Has anyone seen those "Hebrew National" hotdogs? They're supposed to be all kosher or something. Anyways, my family is mildly obsessed with them, and I just have to rag on their packaging. First, their slogan: "We answer to a Higher Authorty." ...So what? Are you telling us that you won't try to put rat guts in there because God will smite you if you do? (side note: smite is a great word) It's either that, or it seems like they stop every so often to apologize to the dissecated cow, thanking it in "All father's name," or whatnot. Just kinda creepy, ya know? Then, in big letters on the left side is the claim: "Used in Food Courts everywhere!" Honestly to me, that doesn't seem like it is that big of an accomplishment. Have you seen some of the food served in food courts? Uh-uh. No thank you ma'am. And they are toting this as if it is being served in some of the finest resturants this side of the Rockies! My god. Hot dogs make me want to vomit.

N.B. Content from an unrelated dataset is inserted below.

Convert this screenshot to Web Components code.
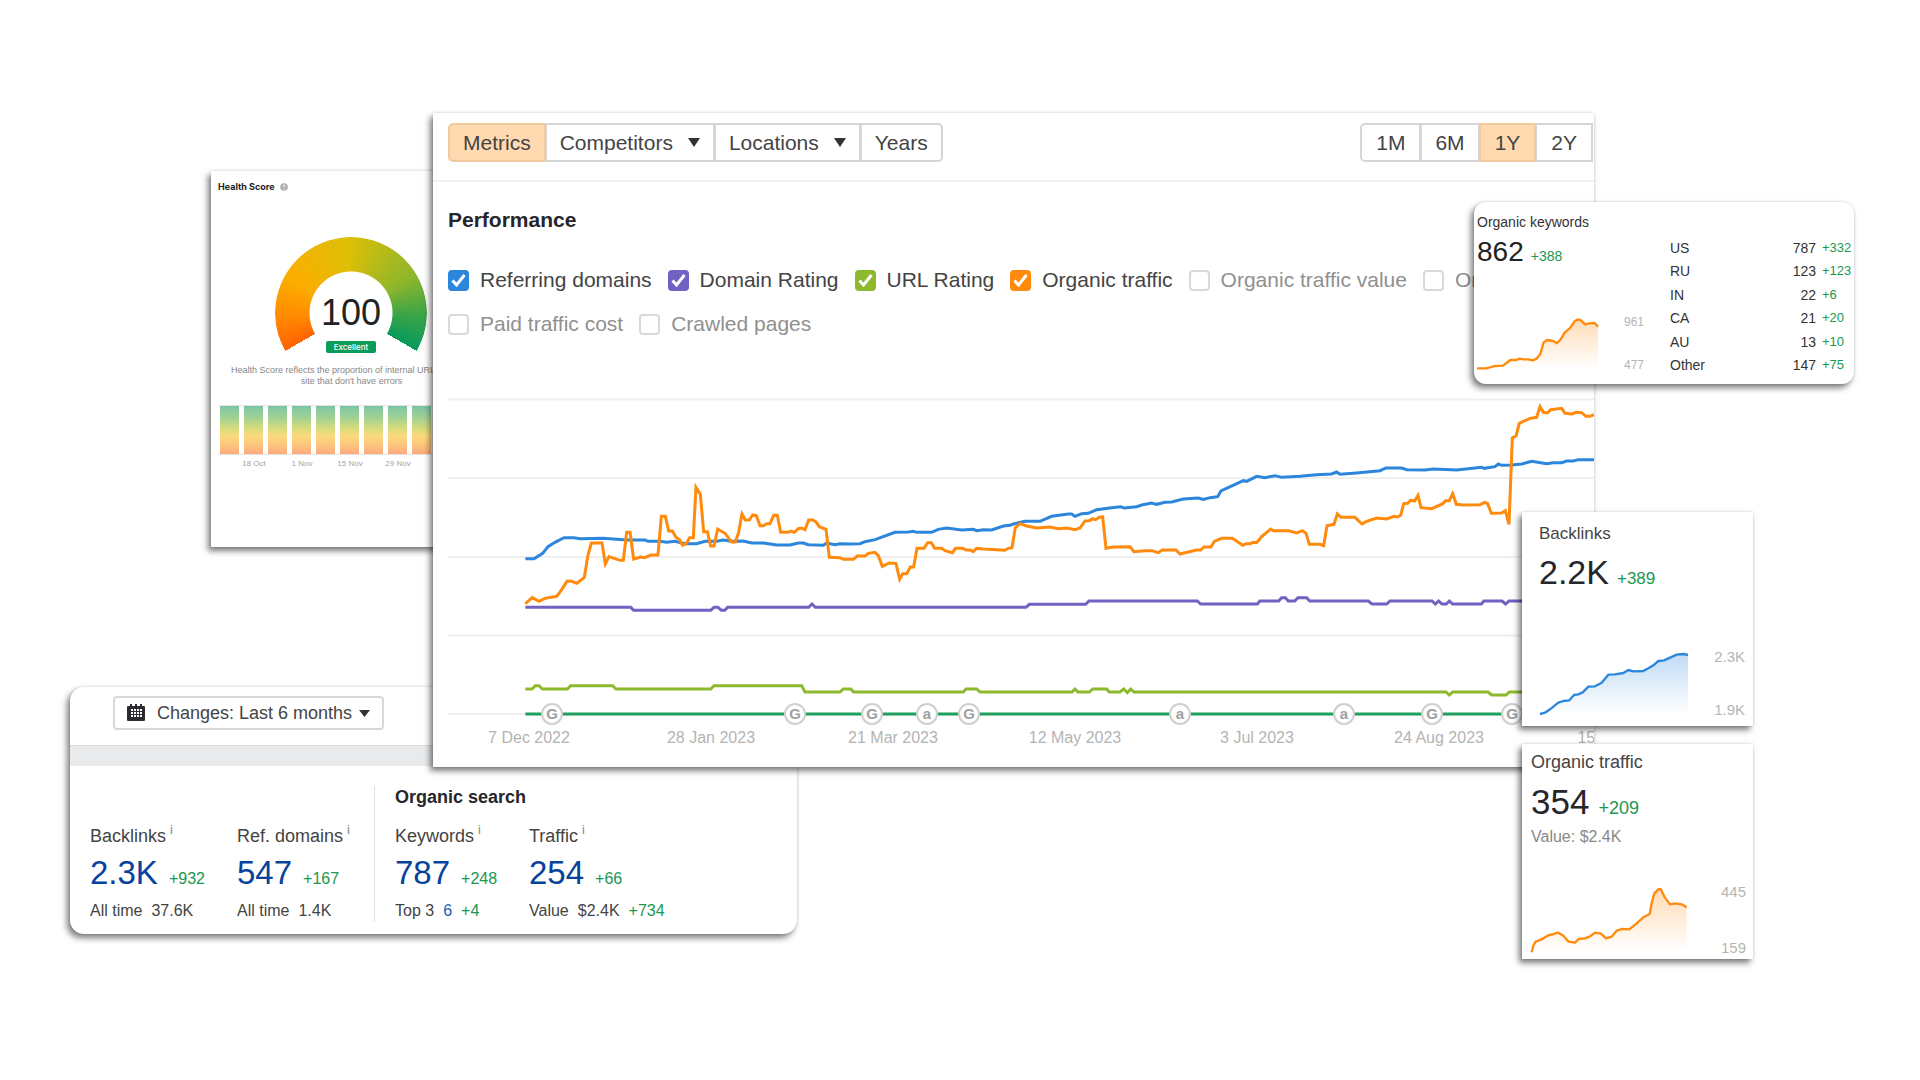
<!DOCTYPE html>
<html lang="en">
<head>
<meta charset="utf-8">
<title>SEO performance overview</title>
<style>
  html, body { margin: 0; min-height: 100%; background: #fff; }
  body { font-family: "Liberation Sans", Arial, sans-serif; color: #444; }
</style>
</head>
<body>
<report-collage>
  <health-card slot="health"></health-card>
  <summary-card slot="summary">
    <metric-group>
      <metric-item label="Backlinks" value="2.3K" delta="+932"><span>All time</span><span>37.6K</span></metric-item>
      <metric-item label="Ref. domains" value="547" delta="+167"><span>All time</span><span>1.4K</span></metric-item>
    </metric-group>
    <metric-group divided heading="Organic search">
      <metric-item label="Keywords" value="787" delta="+248"><span>Top 3</span><a href="#top">6</a><span class="up">+4</span></metric-item>
      <metric-item label="Traffic" value="254" delta="+66"><span>Value</span><span>$2.4K</span><span class="up">+734</span></metric-item>
    </metric-group>
  </summary-card>
  <performance-card slot="performance"></performance-card>
  <keywords-card slot="keywords"></keywords-card>
  <trend-card slot="backlinks" class="backlinks" label="Backlinks" value="2.2K" delta="+389" high="2.3K" low="1.9K">
    <spark-line color="#2b86dc" box="117 447 450 207" base="640"
      points="120,642 135,638 150,628 175,608 190,603 208,601 222,585 235,583 248,577 265,560 285,559 305,548 325,524 345,523 370,519 385,510 400,514 430,513 445,505 460,496 475,483 492,481 530,464 550,462 564,465"></spark-line>
  </trend-card>
  <trend-card slot="traffic" class="traffic" label="Organic traffic" value="354" delta="+209" note="Value: $2.4K" high="445" low="159">
    <spark-line color="#ff8a0c" box="93 462 480 216" base="667"
      points="95,667 100,647 107,635 125,628 143,617 175,608 190,617 206,635 225,638 236,627 255,625 270,619 285,608 303,611 318,625 335,620 350,602 365,597 388,598 410,580 430,562 449,552 455,520 463,490 475,478 482,477 495,503 510,523 525,520 545,523 560,532"></spark-line>
  </trend-card>
</report-collage>

<script>
const define = (name, render) => customElements.define(name, class extends HTMLElement {
  connectedCallback() {
    if (this.shadowRoot) return;
    this.attachShadow({ mode: 'open' }).innerHTML = render(this);
  }
});
const attr = (el, name) => el.getAttribute(name) || '';

/* Free canvas on which the report cards overlap */
define('report-collage', () => `
  <style>
    :host { display: block; position: relative; min-height: 100vh; overflow: hidden; }
    ::slotted(*) {
      position: absolute; box-sizing: border-box; background: #fff;
      box-shadow: -3px 4px 6px rgba(0,0,0,.5), 0 0 3px rgba(0,0,0,.14);
    }
    ::slotted(health-card) { left: 211px; top: 171px; width: 280px; height: 376px; }
    ::slotted(summary-card) { left: 70px; top: 687px; width: 727px; border-radius: 14px; }
    ::slotted(performance-card) { left: 433px; top: 113px; width: 1161px; }
    ::slotted(keywords-card) { left: 1474px; top: 202px; width: 380px; height: 182px; border-radius: 12px; }
    ::slotted(.backlinks) { left: 1522px; top: 512px; width: 231px; height: 214px; }
    ::slotted(.traffic) { left: 1522px; top: 744px; width: 231px; height: 215px; }
  </style>
  <slot name="health"></slot><slot name="summary"></slot><slot name="performance"></slot>
  <slot name="keywords"></slot><slot name="backlinks"></slot><slot name="traffic"></slot>`);

/* Small area chart; its units are a third of a pixel */
define('spark-line', el => {
  const [x, y, w, h] = attr(el, 'box').split(' ').map(Number);
  const pts = attr(el, 'points').split(' ');
  const first = pts[0].split(',')[0], last = pts[pts.length - 1].split(',')[0];
  const base = attr(el, 'base'), color = attr(el, 'color');
  return `
  <style>:host { display: block; } svg { display: block; overflow: visible; }</style>
  <svg width="${w / 3}" height="${h / 3}" viewBox="${x} ${y} ${w} ${h}" aria-hidden="true">
    <defs><linearGradient id="f" x1="0" y1="0" x2="0" y2="1">
      <stop offset="0" stop-color="${color}" stop-opacity=".3"/>
      <stop offset="1" stop-color="${color}" stop-opacity="0"/>
    </linearGradient></defs>
    <polygon fill="url(#f)" points="${first},${base} ${pts.join(' ')} ${last},${base}"/>
    <polyline fill="none" stroke="${color}" stroke-width="7" stroke-linejoin="round" points="${pts.join(' ')}"/>
  </svg>`;
});

define('health-card', () => `
  <style>
    :host { display: block; padding: 10px 0 0 7px; color: #888; font-size: 9px; }
    header { display: flex; align-items: center; gap: 5px; height: 12px; }
    h2 { margin: 0; font: 700 9px/12px Inter, sans-serif; color: #222; }
    .gauge { width: 152px; height: 126px; margin: 44px 0 0 57px; display: grid; }
    .arc {
      grid-area: 1/1; width: 152px; height: 152px; border-radius: 50%;
      background: conic-gradient(from 240deg, #ff6400 0deg, #ff8c00 28deg, #fbae00 60deg, #dcbf06 118deg, #8db62c 180deg, #3ba447 212deg, #069a5d 240deg, transparent 240deg);
      -webkit-mask: radial-gradient(circle, transparent 41px, #000 42px);
      mask: radial-gradient(circle, transparent 41px, #000 42px);
    }
    .read { grid-area: 1/1; display: flex; flex-direction: column; align-items: center; padding-top: 56px; }
    .read b { font: 400 36px/40px "Liberation Sans", sans-serif; color: #222; }
    .read span { margin-top: 8px; width: 50px; background: #0b9b5a; border-radius: 2px; color: #fff; font: 500 8px/12px Inter, sans-serif; text-align: center; }
    p { margin: 0 0 0 12px; width: 243px; line-height: 11px; text-align: center; padding-top: 2px; }
    .bars { display: flex; gap: 5px; height: 48px; margin-top: 18px; padding-left: 2px; border: solid #e4e4e4; border-width: 1px 0; }
    .bars i { width: 19px; background: linear-gradient(#7ac5a5, #a3d191 25%, #dedc7c 50%, #fbda7d 62%, #fcc77c 80%, #fca97c); }
    .days { display: flex; font-size: 8px; line-height: 10px; color: #a4a4a4; margin: 4px 0 0 12px; }
    .days span { width: 48px; text-align: center; }
  </style>
  <header><h2>Health Score</h2>
    <svg width="8" height="8" viewBox="0 0 16 16"><circle cx="8" cy="8" r="7.5" fill="#aaa"/><path d="M5.6 6.4q0-2.4 2.4-2.4t2.4 2.1q0 1.300-1.500 2T8 10" fill="none" stroke="#fff" stroke-width="1.700"/><circle cx="8" cy="12.200" r="1.100" fill="#fff"/></svg>
  </header>
  <div class="gauge"><div class="arc"></div><div class="read"><b>100</b><span>Excellent</span></div></div>
  <p>Health Score reflects the proportion of internal URLs on your site that don't have errors</p>
  <div class="bars">${'<i></i>'.repeat(11)}</div>
  <div class="days"><span>18 Oct</span><span>1 Nov</span><span>15 Nov</span><span>29 Nov</span></div>`);

define('summary-card', () => `
  <style>
    :host { display: block; }
    .top { padding: 9px 0 15px 43px; }
    button {
      display: flex; align-items: center; height: 34px; padding: 0 12px; box-sizing: border-box;
      border: 2px solid #d8d8d8; border-radius: 4px; background: #fff; color: #444;
      font: 18px/20px "Liberation Sans", sans-serif;
    }
    .cal { margin-right: 12px; }
    .caret { margin-left: 7px; }
    .band { height: 21px; background: #e8eaec; border-top: 1px solid #dcdede; box-sizing: border-box; }
    .body { display: flex; padding: 20px 20px 12px; }
  </style>
  <div class="top"><button type="button" aria-haspopup="listbox">
    <svg class="cal" width="18" height="18" viewBox="0 0 18 18"><path fill="#2b2b30" d="M1 2h2V0h2v2h3V0h2v2h3V0h2v2h2a1 1 0 0 1 1 1v13a1 1 0 0 1-1 1H1a1 1 0 0 1-1-1V3a1 1 0 0 1 1-1z"/><path fill="#fff" d="M3 5h12v9H3z"/><path stroke="#2b2b30" d="M3.500 5v9M6.500 5v9M9.500 5v9M12.500 5v9M3 7.500h12M3 10.500h12M3 13.500h12"/></svg>
    Changes: Last 6 months
    <svg class="caret" width="11" height="7"><path d="M0 0h11L5.500 7z" fill="#333"/></svg>
  </button></div>
  <div class="band"></div>
  <div class="body"><slot></slot></div>`);

define('metric-group', el => `
  <style>
    :host { display: flex; flex-direction: column; min-height: 136px; }
    :host([divided]) { border-left: 1px solid #dedede; padding-left: 20px; }
    h3 { margin: 1px 0 19px; height: 20px; font-size: 18px; line-height: 20px; color: #26262b; }
    .row { display: grid; grid-template-columns: 147px 137px; }
    :host([divided]) .row { grid-template-columns: 134px auto; }
  </style>
  ${attr(el, 'heading') ? `<h3>${attr(el, 'heading')}</h3>` : '<h3 aria-hidden="true"></h3>'}
  <div class="row"><slot></slot></div>`);

define('metric-item', el => `
  <style>
    :host { display: block; font-size: 16px; line-height: 20px; white-space: nowrap; }
    .label { font-size: 18px; line-height: 20px; }
    sup { font-size: 13px; line-height: 0; vertical-align: 8px; margin-left: 4px; color: #888; }
    .val { display: flex; align-items: baseline; gap: 11px; margin: 9px 0 10px; height: 36px; }
    .val a { font-size: 33px; line-height: 36px; color: #07429c; text-decoration: none; }
    .val span { color: #1a9850; }
    .foot { display: flex; gap: 9px; }
    ::slotted(a) { color: #1a5fb4; text-decoration: none; }
    ::slotted(.up) { color: #1a9850; }
  </style>
  <div class="label">${attr(el, 'label')}<sup>i</sup></div>
  <div class="val"><a href="#${attr(el, 'label')}">${attr(el, 'value')}</a><span>${attr(el, 'delta')}</span></div>
  <div class="foot"><slot></slot></div>`);

define('trend-card', el => `
  <style>
    :host { display: flex; flex-direction: column; font-size: 17px; line-height: 20px; padding: 12px 8px 8px 17px; }
    .val { display: flex; align-items: baseline; gap: 8px; margin-top: 8px; height: 40px; }
    b { font-weight: 400; font-size: 34px; line-height: 40px; color: #26262b; }
    .val span { color: #1a9850; }
    .note { font-size: 16px; color: #888; margin-top: 5px; }
    .foot { display: flex; justify-content: space-between; margin-top: auto; }
    .scale { display: flex; flex-direction: column; justify-content: space-between; font-size: 15px; line-height: 16px; color: #b5b5b5; }
    :host(.traffic) { font-size: 18px; padding: 8px 7px 3px 9px; }
    :host(.traffic) .val { margin-top: 10px; gap: 9px; }
    :host(.traffic) b { font-size: 35px; }
  </style>
  <div>${attr(el, 'label')}</div>
  <div class="val"><b>${attr(el, 'value')}</b><span>${attr(el, 'delta')}</span></div>
  ${attr(el, 'note') ? `<div class="note">${attr(el, 'note')}</div>` : ''}
  <div class="foot"><slot></slot><div class="scale"><span>${attr(el, 'high')}</span><span>${attr(el, 'low')}</span></div></div>`);

const countries = [['US', 787, 332], ['RU', 123, 123], ['IN', 22, 6], ['CA', 21, 20], ['AU', 13, 10], ['Other', 147, 75]];
define('keywords-card', () => `
  <style>
    :host { display: flex; font-size: 14px; line-height: 16px; color: #333; }
    section { display: flex; flex-direction: column; padding: 12px 0 12px 3px; width: 167px; }
    .val { display: flex; align-items: baseline; gap: 7px; margin-top: 6px; height: 32px; }
    b { font-weight: 400; font-size: 28px; line-height: 32px; color: #222; }
    .up { color: #1a9850; }
    .foot { display: flex; justify-content: space-between; margin-top: auto; }
    .scale { display: flex; flex-direction: column; justify-content: space-between; font-size: 12px; line-height: 14px; color: #b5b5b5; }
    table { flex: 1; margin: 34px 0 0 26px; height: 141px; border-collapse: collapse; }
    th, td { padding: 0; font-weight: 400; text-align: left; }
    .n { text-align: right; padding-right: 6px; }
    td.up { width: 32px; font-size: 13px; }
  </style>
  <section>
    <div>Organic keywords</div>
    <div class="val"><b>862</b><span class="up">+388</span></div>
    <div class="foot">
      <spark-line color="#ff8a0c" box="52 375 366 171" base="535"
        points="52,535 80,535 105,528 130,527 152,510 170,510 180,506 190,508 205,508 220,511 232,505 242,492 252,457 262,450 280,453 292,460 303,448 315,428 330,415 345,394 352,389 362,390 377,403 390,400 405,399 415,410"></spark-line>
      <div class="scale"><span>961</span><span>477</span></div>
    </div>
  </section>
  <table><tbody>${countries.map(([c, n, d]) => `<tr><th scope="row">${c}</th><td class="n">${n}</td><td class="up">+${d}</td></tr>`).join('')}</tbody></table>`);

define('segment-bar', () => `
  <style>:host { display: flex; }</style><slot></slot>`);

define('segment-button', el => `
  <style>
    :host { display: block; margin-left: -1px; }
    :host(:first-child) { margin-left: 0; }
    button {
      display: flex; align-items: center; gap: 15px; height: 39px; box-sizing: border-box;
      padding: 0 13px; border: 2px solid #d6d6d6; background: #fff; color: #444;
      font: 21px/24px "Liberation Sans", sans-serif;
    }
    :host(:first-child) button { border-radius: 5px 0 0 5px; }
    :host([end]) button { border-radius: 0 5px 5px 0; }
    :host([on]) { z-index: 1; position: relative; }
    :host([on]) button { background: #ffd9b0; border-color: #f3caa0; }
    :host([wide]) button { padding: 0 14px; }
  </style>
  <button type="button"><slot></slot>${el.hasAttribute('menu') ? '<svg width="12" height="9"><path d="M0 0h12L6 9z" fill="#333"/></svg>' : ''}</button>`);

define('series-toggle', el => {
  const color = attr(el, 'color');
  return `
  <style>
    :host { display: block; }
    label { display: flex; align-items: center; gap: 11px; font-size: 21px; line-height: 24px; color: ${color ? '#444' : '#909090'}; white-space: nowrap; }
    .box { display: grid; }
    input { grid-area: 1/1; appearance: none; margin: 0; width: 21px; height: 21px; box-sizing: border-box; border-radius: 4px; border: 2px solid #d9d9d9; background: #fff; }
    input:checked { background: ${color}; border-color: ${color}; }
    svg { grid-area: 1/1; pointer-events: none; }
  </style>
  <label><span class="box"><input type="checkbox" ${color ? 'checked' : ''}>${color ? '<svg width="21" height="21"><path d="M4.500 10.500l4 4.500 8-10" fill="none" stroke="#fff" stroke-width="3"/></svg>' : ''}</span><slot></slot></label>`;
});

const series = [
  ['#7261c3', '286,682 602,682 611,691 842,691 852,682 864,682 874,691 884,691 893,682 1136,682 1146,672 1156,682 1788,682 1798,673 1967,673 1977,663 2302,663 2312,672 2482,672 2490,663 2546,663 2555,653 2566,653 2575,663 2594,663 2604,653 2630,653 2639,663 2815,663 2826,672 2870,672 2880,663 3006,663 3016,672 3026,663 3036,672 3049,672 3058,663 3068,672 3154,672 3162,663 3216,663 3227,672 3237,663 3300,663'],
  ['#8db92e', '286,927 306,927 316,917 327,917 337,927 412,927 422,917 548,917 558,927 842,927 852,917 1115,917 1125,936 1230,936 1240,927 1262,927 1271,936 1600,936 1608,927 1640,927 1650,936 1926,936 1935,927 1944,936 1978,936 1988,927 2030,927 2038,936 2070,936 2081,927 2092,938 2102,927 2112,936 3048,936 3058,945 3068,936 3174,936 3185,945 3228,945 3238,936 3300,936'],
  ['#1f9f5d', '286,1002 3300,1002'],
  ['#2b86dc', '286,536 312,536 338,520 354,500 375,487 402,473 432,473 450,476 520,475 590,480 645,480 655,484 690,484 710,487 735,484 765,491 800,491 825,484 860,484 880,480 905,484 940,483 965,489 1000,489 1040,495 1080,495 1105,489 1120,489 1135,494 1180,496 1190,489 1215,494 1230,491 1260,492 1290,491 1305,485 1335,479 1395,457 1435,456 1450,454 1460,457 1505,457 1525,448 1550,444 1595,450 1630,448 1640,452 1660,449 1685,450 1720,438 1740,436 1750,432 1785,424 1830,424 1865,409 1915,402 1925,402 1935,409 1955,401 1975,400 2000,389 2045,383 2072,380 2082,384 2120,380 2135,375 2165,369 2180,373 2205,367 2225,366 2260,357 2305,354 2320,358 2340,353 2363,350 2373,333 2440,302 2450,304 2480,289 2505,293 2535,287 2555,292 2610,289 2660,284 2705,282 2720,276 2730,283 2780,279 2850,272 2868,264 2915,264 2930,269 2985,270 3010,267 3080,270 3155,262 3162,265 3195,260 3205,252 3215,256 3245,255 3275,252 3305,244 3350,251 3370,248 3395,248 3410,243 3430,243 3445,239 3492,239'],
  ['#ff8a0c', '286,671 307,653 327,664 345,655 380,649 393,632 411,604 425,604 440,610 463,592 474,525 484,489 516,489 526,552 537,530 570,541 580,541 590,457 600,457 611,537 632,531 643,533 663,525 684,525 694,409 706,409 716,453 727,453 738,472 748,479 758,496 769,490 779,473 790,473 798,322 811,343 821,455 832,455 842,498 852,498 863,447 885,460 905,486 916,486 926,457 936,402 946,420 958,420 968,405 979,407 990,437 1000,437 1010,431 1020,431 1031,406 1042,406 1052,457 1073,457 1083,453 1093,457 1105,446 1115,444 1125,449 1136,420 1148,420 1158,426 1168,440 1188,448 1198,532 1230,533 1240,538 1270,538 1282,528 1305,528 1315,520 1335,517 1345,527 1357,559 1378,549 1398,550 1409,598 1418,581 1430,581 1441,561 1451,561 1461,505 1482,505 1493,488 1504,488 1514,505 1535,505 1545,512 1567,518 1577,505 1598,505 1608,510 1620,510 1630,515 1640,505 1660,507 1725,511 1735,505 1746,503 1756,443 1770,431 1790,438 1820,444 1860,441 1885,446 1910,444 1935,449 1950,444 1965,423 1978,422 1987,416 1997,419 2008,412 2018,411 2028,505 2050,501 2100,500 2112,515 2145,512 2165,512 2185,518 2197,510 2238,510 2250,522 2300,510 2312,510 2322,501 2343,501 2353,484 2375,475 2407,475 2438,496 2448,491 2460,491 2470,487 2480,488 2495,470 2522,447 2530,452 2575,452 2600,459 2618,452 2628,460 2638,493 2670,493 2681,497 2691,437 2712,433 2722,402 2733,412 2775,412 2796,432 2810,424 2840,414 2870,417 2892,409 2902,411 2912,406 2921,371 2933,370 2942,361 2954,363 2964,346 2973,383 3005,386 3037,372 3047,362 3058,362 3068,341 3079,373 3100,375 3150,374 3164,367 3173,371 3184,400 3215,399 3226,392 3237,433 3247,174 3258,168 3268,130 3300,115 3320,112 3330,80 3340,97 3352,99 3362,89 3395,85 3405,100 3427,102 3437,97 3455,98 3468,109 3480,109 3492,104'],
];
/* Search engine updates marked on the time axis */
const events = [[104, 'G'], [347, 'G'], [424, 'G'], [479, 'a'], [521, 'G'], [732, 'a'], [896, 'a'], [984, 'G'], [1064, 'G']];
const dates = ['7 Dec 2022', '28 Jan 2023', '21 Mar 2023', '12 May 2023', '3 Jul 2023', '24 Aug 2023', '15 Oct 2023'];

define('performance-chart', () => `
  <style>
    :host { display: block; overflow: hidden; }
    svg { display: block; }
    text { font: bold 15px "Liberation Sans", sans-serif; fill: #a0a0a0; text-anchor: middle; }
    .dates { display: flex; margin-left: -10px; font-size: 16px; line-height: 22px; color: #b4b4b4; }
    .dates span { flex: 0 0 182px; text-align: center; }
  </style>
  <svg width="1146" height="347" viewBox="0 0 1146 347" role="img" aria-label="Performance over time">
    <path d="M0 19.500h1146M0 98h1146M0 177h1146M0 255.500h1146M0 334h77" stroke="#efefef" stroke-width="2" fill="none"/>
    <g transform="translate(-18 0) scale(.33333)" fill="none" stroke-width="9" stroke-linejoin="miter">
      ${series.map(([c, p]) => `<polyline stroke="${c}" points="${p}"/>`).join('')}
    </g>
    ${events.map(([x, t]) => `<circle cx="${x}" cy="334" r="10" fill="#fff" stroke="#cfcfcf" stroke-width="2"/><text x="${x}" y="339">${t}</text>`).join('')}
  </svg>
  <div class="dates">${dates.map(d => `<span>${d}</span>`).join('')}</div>`);

define('performance-card', () => `
  <style>
    :host { display: block; }
    header { display: flex; justify-content: space-between; padding: 10px 1px 18px 15px; border-bottom: 2px solid #f0f0f0; }
    .body { padding: 26px 0 18px 15px; }
    h2 { margin: 0 0 36px; font-size: 21px; line-height: 24px; color: #26262b; }
    .toggles { display: flex; flex-wrap: wrap; gap: 20px 16px; margin: 0 -32px 44px 0; }
  </style>
  <header>
    <segment-bar>
      <segment-button on>Metrics</segment-button><segment-button menu>Competitors</segment-button><segment-button menu>Locations</segment-button><segment-button end>Years</segment-button>
    </segment-bar>
    <segment-bar>
      <segment-button wide>1M</segment-button><segment-button>6M</segment-button><segment-button on wide>1Y</segment-button><segment-button wide>2Y</segment-button>
    </segment-bar>
  </header>
  <div class="body">
    <h2>Performance</h2>
    <div class="toggles">
      <series-toggle color="#2b86dc">Referring domains</series-toggle>
      <series-toggle color="#7261c3">Domain Rating</series-toggle>
      <series-toggle color="#8db92e">URL Rating</series-toggle>
      <series-toggle color="#ff8a0c">Organic traffic</series-toggle>
      <series-toggle>Organic traffic value</series-toggle>
      <series-toggle>Organic pages</series-toggle>
      <series-toggle>Paid traffic cost</series-toggle>
      <series-toggle>Crawled pages</series-toggle>
    </div>
    <performance-chart></performance-chart>
  </div>`);
</script>
</body>
</html>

And my mom, for some reason, felt a need to by the "Extra Long!" kind, and told me to package them for freezing. They must have been 8 inches long and had a texture similar to the frog we're dissecting in science. Mm-mm. "Momma, cook me one of those tonight! Screw the prime rib, this has been served in food courts!"

Quote for the Entry: "I'm so sorry. It was a stupid and rash descion, and I am an idiot." -Andy

I'm like, duh. Tell me something I don't know.